[A run of records]
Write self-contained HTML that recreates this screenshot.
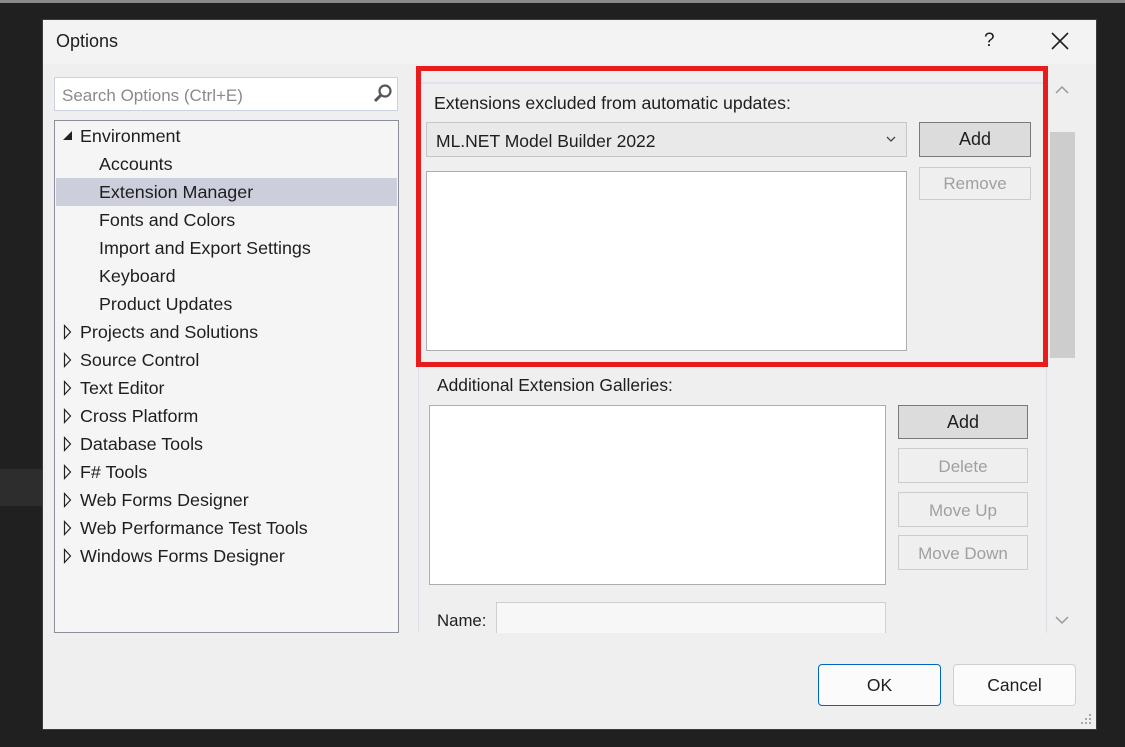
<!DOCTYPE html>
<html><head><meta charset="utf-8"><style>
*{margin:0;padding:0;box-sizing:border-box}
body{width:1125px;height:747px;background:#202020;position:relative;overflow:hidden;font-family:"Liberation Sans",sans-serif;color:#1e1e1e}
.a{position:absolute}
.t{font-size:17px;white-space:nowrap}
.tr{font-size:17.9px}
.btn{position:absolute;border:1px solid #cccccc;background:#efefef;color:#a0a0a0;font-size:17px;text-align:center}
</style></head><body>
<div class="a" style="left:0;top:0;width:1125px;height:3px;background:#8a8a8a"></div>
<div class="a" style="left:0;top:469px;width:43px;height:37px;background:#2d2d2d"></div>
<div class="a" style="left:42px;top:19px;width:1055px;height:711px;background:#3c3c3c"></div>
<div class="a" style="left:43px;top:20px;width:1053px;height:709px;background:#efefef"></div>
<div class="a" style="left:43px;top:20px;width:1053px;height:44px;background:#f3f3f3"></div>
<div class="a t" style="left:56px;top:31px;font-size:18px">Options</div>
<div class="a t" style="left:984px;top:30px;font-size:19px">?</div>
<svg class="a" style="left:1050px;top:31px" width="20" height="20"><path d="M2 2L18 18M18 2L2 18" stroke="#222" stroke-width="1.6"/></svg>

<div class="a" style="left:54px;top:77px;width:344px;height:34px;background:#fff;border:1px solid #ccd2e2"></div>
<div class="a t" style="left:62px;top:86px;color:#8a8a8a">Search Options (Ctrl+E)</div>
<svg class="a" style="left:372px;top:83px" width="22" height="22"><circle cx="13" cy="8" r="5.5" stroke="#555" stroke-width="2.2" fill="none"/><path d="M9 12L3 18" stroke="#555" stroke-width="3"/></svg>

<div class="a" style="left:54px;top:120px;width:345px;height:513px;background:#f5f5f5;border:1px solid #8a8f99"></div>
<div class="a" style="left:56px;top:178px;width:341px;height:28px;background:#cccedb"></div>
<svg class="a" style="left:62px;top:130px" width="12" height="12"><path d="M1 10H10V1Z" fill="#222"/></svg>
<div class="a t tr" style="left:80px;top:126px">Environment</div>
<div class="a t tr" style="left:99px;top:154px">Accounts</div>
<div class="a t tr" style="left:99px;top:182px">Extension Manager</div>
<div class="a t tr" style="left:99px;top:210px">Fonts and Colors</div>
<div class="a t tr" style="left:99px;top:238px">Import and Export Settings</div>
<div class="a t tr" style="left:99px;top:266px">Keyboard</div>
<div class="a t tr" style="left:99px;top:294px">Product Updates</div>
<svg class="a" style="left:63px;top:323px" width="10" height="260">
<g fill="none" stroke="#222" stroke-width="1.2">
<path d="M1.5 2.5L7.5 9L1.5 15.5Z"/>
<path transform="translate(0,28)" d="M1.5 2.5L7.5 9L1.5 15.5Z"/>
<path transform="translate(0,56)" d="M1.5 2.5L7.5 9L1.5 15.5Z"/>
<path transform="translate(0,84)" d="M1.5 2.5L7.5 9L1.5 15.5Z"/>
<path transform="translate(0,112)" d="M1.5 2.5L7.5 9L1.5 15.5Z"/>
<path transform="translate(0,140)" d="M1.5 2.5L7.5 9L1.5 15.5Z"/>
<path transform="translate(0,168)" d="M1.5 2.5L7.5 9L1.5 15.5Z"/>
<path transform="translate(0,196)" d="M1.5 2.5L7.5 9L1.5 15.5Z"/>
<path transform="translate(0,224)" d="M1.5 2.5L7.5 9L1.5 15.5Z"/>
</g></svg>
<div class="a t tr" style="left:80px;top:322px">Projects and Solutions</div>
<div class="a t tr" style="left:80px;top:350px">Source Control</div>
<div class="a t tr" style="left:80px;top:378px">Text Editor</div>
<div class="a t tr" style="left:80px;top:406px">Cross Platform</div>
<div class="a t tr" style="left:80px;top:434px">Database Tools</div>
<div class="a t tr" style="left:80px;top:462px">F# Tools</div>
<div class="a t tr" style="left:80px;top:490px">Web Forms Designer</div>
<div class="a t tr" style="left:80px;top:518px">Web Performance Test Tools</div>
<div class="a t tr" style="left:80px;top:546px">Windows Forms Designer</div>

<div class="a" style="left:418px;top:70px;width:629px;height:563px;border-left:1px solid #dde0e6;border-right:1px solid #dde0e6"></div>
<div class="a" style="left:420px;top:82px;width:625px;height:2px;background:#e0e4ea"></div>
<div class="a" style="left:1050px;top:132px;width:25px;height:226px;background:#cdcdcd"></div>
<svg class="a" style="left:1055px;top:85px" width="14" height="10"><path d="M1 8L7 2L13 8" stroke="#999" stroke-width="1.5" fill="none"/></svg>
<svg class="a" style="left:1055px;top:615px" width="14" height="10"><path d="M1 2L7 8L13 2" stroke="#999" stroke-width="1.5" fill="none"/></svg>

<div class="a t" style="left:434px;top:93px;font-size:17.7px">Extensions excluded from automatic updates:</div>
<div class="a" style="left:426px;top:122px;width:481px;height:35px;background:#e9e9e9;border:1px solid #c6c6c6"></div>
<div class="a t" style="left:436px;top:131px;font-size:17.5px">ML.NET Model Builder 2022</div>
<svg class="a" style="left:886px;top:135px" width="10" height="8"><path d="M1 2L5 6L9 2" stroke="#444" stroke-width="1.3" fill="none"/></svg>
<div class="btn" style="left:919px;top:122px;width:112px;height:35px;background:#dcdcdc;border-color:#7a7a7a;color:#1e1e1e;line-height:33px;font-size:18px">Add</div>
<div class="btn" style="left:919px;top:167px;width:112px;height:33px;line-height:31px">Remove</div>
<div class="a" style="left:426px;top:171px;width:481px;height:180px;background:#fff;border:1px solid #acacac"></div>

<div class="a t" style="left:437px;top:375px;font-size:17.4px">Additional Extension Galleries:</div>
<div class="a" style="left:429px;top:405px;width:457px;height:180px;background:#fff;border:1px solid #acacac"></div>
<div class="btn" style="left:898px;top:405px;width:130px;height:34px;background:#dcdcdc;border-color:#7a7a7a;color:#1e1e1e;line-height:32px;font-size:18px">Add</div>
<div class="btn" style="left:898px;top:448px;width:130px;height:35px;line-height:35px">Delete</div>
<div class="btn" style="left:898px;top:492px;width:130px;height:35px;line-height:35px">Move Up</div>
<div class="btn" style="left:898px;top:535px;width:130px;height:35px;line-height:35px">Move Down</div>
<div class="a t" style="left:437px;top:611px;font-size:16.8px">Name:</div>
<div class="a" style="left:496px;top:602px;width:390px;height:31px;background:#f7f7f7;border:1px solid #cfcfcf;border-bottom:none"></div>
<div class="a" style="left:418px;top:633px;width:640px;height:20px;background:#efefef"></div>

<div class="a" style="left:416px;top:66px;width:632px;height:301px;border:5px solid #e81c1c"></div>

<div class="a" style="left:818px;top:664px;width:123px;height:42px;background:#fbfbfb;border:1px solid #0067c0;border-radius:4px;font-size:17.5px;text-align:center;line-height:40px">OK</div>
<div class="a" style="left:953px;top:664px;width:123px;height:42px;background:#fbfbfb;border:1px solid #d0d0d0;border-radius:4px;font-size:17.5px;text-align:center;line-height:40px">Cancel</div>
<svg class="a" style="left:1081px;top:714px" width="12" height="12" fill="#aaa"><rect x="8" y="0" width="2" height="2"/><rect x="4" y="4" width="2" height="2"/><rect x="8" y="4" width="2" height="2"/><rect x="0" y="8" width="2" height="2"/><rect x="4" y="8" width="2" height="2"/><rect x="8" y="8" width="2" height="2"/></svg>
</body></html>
--
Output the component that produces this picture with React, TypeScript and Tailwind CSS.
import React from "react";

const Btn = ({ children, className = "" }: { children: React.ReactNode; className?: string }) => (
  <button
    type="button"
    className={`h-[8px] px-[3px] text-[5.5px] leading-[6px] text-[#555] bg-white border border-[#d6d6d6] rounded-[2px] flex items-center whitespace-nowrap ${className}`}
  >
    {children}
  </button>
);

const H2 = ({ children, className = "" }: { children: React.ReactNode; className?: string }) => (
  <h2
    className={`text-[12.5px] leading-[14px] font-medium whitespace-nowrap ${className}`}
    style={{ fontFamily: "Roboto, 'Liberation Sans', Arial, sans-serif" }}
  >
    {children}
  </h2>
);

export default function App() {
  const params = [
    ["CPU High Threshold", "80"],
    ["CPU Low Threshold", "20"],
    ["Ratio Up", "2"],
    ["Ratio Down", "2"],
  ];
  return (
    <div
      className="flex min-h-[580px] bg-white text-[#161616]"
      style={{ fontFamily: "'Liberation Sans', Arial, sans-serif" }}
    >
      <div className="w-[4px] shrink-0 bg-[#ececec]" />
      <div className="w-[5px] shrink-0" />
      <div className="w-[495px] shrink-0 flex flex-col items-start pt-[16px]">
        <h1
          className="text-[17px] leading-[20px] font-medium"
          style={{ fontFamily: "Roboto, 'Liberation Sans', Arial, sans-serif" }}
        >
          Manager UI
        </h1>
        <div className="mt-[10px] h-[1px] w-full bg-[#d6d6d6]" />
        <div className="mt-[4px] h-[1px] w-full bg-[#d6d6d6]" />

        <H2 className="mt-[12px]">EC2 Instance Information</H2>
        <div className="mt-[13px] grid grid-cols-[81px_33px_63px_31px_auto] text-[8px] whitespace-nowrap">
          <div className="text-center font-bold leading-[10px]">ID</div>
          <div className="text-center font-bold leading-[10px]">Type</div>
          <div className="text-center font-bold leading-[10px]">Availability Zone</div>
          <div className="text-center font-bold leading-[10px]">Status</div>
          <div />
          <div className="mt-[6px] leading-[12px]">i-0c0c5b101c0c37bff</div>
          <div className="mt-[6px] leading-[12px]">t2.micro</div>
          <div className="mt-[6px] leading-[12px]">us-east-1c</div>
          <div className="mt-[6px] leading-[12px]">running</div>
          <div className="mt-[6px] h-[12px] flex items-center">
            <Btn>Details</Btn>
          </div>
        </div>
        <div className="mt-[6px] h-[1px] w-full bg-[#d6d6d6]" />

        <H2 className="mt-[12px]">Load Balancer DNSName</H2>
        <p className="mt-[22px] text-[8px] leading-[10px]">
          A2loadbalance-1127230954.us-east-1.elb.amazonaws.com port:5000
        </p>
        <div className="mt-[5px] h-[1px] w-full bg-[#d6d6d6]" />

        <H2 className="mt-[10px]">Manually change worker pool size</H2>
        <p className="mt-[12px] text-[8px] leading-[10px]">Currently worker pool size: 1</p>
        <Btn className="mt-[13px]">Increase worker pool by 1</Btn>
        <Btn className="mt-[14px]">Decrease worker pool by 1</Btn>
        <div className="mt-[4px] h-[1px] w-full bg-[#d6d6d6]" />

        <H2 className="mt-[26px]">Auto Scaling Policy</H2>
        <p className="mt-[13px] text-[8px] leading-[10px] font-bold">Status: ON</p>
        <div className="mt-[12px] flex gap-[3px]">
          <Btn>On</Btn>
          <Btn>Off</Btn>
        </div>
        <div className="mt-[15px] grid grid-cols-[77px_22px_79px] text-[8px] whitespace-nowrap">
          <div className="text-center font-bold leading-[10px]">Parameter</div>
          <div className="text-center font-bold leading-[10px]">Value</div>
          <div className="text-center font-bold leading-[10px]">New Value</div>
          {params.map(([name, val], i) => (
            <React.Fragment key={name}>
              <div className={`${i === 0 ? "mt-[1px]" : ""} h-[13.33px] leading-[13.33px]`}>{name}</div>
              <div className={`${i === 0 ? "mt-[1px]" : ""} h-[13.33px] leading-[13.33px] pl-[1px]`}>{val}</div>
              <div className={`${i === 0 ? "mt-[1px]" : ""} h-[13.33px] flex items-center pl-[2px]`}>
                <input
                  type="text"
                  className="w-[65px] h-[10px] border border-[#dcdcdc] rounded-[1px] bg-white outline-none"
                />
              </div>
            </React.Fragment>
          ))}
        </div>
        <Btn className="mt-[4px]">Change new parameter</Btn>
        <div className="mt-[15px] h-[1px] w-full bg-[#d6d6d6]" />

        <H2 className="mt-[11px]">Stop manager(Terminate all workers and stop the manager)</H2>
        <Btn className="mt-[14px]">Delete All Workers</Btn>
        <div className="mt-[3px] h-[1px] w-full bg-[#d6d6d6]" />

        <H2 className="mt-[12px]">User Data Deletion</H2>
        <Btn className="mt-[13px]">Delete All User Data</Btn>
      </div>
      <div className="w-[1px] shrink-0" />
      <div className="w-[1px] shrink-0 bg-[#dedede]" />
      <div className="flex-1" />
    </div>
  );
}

_REQUEST_: Going through the entries above, report how many lines include the string "that". The number alone is the answer.

_FINAL RESULT_: 2